Democratic Primary. Tomorrow night’s Democratic presidential debate will be the first debate of 2020 and the last before the Feb. 3 Iowa caucuses. Former Vice President Joe Biden; Senators Bernie Sanders, Elizabeth Warren, and Amy Klobuchar; former South Bend, Ind. Mayor Pete Buttigieg; and businessman Tom Steyer are the six candidates to make it onto the stage.

Polling in Iowa. Current polling in Iowa is mixed. The top four candidates in the latest CNN/Des Moines Register poll released Friday are Sanders, 20%; Warren, 17%; Buttigieg, 16%; and Biden, 15%, with 40% of voters still remaining undecided. The same four candidates top a Monmouth University poll released today, but in a different order – Biden, 24%; Sanders, 18%; Buttigieg, 17%; and Warren 15%.
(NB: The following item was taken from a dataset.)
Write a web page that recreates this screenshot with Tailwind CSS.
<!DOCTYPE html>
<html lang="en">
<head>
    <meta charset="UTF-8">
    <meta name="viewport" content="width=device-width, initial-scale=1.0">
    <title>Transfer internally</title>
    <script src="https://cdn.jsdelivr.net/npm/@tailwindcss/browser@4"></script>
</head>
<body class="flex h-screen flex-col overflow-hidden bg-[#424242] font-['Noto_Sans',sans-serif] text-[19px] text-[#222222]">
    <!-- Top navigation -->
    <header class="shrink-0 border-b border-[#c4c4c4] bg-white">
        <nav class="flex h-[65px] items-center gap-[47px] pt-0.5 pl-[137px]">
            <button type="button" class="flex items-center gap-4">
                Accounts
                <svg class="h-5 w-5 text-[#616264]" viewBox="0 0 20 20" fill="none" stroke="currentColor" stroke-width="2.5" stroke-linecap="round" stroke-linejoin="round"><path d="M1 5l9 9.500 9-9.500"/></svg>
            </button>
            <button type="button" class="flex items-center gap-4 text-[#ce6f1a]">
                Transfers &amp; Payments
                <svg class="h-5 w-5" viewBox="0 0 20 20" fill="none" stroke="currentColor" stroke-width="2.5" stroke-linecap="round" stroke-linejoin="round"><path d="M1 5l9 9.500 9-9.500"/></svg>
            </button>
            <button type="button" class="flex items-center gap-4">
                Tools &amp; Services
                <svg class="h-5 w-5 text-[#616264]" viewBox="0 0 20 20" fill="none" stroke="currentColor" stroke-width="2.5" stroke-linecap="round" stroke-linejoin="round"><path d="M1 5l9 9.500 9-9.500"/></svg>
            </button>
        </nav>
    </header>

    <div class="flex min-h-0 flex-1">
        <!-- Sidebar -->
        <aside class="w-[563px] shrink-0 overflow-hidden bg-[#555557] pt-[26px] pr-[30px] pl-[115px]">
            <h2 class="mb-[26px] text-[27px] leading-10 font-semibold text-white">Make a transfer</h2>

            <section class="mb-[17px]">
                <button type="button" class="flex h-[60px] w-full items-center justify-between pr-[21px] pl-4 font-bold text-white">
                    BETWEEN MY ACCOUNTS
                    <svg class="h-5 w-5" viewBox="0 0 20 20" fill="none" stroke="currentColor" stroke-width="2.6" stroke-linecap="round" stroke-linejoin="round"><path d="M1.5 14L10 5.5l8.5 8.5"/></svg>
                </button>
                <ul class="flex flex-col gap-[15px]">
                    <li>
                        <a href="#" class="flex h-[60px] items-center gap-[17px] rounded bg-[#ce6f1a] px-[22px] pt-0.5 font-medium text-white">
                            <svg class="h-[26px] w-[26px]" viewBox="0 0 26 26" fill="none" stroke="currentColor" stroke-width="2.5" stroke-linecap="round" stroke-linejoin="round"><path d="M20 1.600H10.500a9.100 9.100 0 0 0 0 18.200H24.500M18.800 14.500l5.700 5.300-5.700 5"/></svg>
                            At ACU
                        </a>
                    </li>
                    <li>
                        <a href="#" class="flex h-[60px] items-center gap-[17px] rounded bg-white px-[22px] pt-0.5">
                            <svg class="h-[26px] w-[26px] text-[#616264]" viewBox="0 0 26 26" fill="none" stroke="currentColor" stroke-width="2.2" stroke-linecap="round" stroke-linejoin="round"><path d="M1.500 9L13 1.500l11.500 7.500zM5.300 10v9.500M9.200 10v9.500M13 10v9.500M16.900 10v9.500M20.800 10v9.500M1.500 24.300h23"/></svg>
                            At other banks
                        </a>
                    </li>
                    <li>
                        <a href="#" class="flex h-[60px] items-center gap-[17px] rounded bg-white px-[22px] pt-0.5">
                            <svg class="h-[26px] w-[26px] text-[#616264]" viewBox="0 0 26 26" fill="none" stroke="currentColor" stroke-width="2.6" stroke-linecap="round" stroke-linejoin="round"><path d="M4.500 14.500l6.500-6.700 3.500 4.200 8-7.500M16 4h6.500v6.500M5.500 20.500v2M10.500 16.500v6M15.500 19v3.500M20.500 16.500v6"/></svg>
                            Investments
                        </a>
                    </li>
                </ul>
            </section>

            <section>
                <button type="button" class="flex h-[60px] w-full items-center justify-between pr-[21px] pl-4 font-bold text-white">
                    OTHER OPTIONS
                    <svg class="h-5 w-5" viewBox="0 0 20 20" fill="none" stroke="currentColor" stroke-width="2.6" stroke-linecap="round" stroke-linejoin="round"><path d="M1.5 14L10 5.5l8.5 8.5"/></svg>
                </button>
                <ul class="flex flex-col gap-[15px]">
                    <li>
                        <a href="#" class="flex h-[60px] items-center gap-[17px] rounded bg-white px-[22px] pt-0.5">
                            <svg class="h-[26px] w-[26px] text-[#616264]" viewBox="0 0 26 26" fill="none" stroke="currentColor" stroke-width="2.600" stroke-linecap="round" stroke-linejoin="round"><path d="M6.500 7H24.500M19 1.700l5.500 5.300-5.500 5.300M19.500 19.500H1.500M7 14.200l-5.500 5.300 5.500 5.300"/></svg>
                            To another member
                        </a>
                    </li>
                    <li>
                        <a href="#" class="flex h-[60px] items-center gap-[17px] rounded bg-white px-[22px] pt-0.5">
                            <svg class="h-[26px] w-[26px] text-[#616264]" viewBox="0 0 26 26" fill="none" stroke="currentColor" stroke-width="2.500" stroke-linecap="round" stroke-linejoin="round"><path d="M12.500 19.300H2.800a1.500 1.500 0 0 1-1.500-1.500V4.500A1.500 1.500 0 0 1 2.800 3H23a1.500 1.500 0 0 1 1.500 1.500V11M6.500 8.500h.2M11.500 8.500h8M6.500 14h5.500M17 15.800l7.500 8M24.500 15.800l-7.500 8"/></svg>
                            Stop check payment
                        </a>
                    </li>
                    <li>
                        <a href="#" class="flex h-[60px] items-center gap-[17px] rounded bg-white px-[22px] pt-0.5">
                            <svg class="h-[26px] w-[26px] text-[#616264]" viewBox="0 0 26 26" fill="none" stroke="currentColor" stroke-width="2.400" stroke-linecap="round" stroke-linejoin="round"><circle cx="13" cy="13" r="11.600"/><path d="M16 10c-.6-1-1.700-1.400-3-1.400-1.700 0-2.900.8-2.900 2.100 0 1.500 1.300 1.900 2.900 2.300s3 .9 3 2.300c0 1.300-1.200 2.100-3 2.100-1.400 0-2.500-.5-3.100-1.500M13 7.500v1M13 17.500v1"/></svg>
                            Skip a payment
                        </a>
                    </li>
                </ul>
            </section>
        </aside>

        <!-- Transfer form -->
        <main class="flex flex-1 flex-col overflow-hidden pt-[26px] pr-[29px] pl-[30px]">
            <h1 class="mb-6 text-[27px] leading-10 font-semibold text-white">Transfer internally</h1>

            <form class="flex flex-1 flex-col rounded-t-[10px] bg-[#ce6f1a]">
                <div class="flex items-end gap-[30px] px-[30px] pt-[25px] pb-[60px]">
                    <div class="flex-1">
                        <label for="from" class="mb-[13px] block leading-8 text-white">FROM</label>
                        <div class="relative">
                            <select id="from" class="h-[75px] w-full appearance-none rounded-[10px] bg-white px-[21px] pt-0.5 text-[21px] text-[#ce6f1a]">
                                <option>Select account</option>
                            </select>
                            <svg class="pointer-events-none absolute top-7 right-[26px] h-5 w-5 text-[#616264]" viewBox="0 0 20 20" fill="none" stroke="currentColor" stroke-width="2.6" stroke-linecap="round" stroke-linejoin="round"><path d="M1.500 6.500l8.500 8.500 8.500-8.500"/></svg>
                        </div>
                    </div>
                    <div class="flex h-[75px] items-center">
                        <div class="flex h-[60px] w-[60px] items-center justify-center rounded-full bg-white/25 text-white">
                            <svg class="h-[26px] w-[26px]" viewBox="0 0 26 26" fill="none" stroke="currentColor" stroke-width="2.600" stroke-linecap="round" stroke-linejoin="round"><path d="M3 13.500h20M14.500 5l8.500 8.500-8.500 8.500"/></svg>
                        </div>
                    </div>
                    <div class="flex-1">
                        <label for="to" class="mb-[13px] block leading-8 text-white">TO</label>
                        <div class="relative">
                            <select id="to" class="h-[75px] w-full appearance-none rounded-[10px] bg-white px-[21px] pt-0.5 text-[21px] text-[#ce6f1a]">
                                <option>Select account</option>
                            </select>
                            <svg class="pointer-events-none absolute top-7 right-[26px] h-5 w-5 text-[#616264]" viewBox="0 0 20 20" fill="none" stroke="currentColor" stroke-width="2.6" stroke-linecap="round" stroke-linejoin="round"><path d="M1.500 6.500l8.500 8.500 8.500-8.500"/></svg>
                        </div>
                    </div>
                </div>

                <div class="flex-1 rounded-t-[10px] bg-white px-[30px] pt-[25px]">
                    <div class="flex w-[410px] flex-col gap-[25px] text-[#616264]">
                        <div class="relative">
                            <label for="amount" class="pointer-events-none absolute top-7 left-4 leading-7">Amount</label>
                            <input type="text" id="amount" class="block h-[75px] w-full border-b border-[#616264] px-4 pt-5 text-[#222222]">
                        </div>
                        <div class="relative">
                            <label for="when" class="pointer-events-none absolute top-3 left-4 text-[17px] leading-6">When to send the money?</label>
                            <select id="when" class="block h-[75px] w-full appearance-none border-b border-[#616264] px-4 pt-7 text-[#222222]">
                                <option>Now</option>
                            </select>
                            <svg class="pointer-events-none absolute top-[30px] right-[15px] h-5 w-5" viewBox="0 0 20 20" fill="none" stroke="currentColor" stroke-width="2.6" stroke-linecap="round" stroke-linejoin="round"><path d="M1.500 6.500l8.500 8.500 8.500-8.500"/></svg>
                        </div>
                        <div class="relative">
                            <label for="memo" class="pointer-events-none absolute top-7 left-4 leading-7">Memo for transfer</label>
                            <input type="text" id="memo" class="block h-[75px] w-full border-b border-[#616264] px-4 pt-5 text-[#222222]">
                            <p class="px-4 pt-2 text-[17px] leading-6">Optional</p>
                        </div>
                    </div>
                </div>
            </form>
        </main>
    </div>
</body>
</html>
Dropping Out. This morning New Jersey Senator Cory Booker announced he was dropping out of the Democratic presidential primary. Booker will turn his attention to retaining his Senate seat, which is on the ballot this year. On Friday, self-help author Marianne Williamson dropped out of the race after being unable to raise enough funds to keep her campaign staffed in the new year.

Trump Campaign. President Trump will have a busy 48 hours to start the week. Tonight he will fly to New Orleans to watch the NCAA National Championship football game between the LSU Tigers and the Clemson Tigers. Tomorrow the President will hold a campaign rally in Milwaukee, Wisc., the host city of the 2020 Democratic National Convention.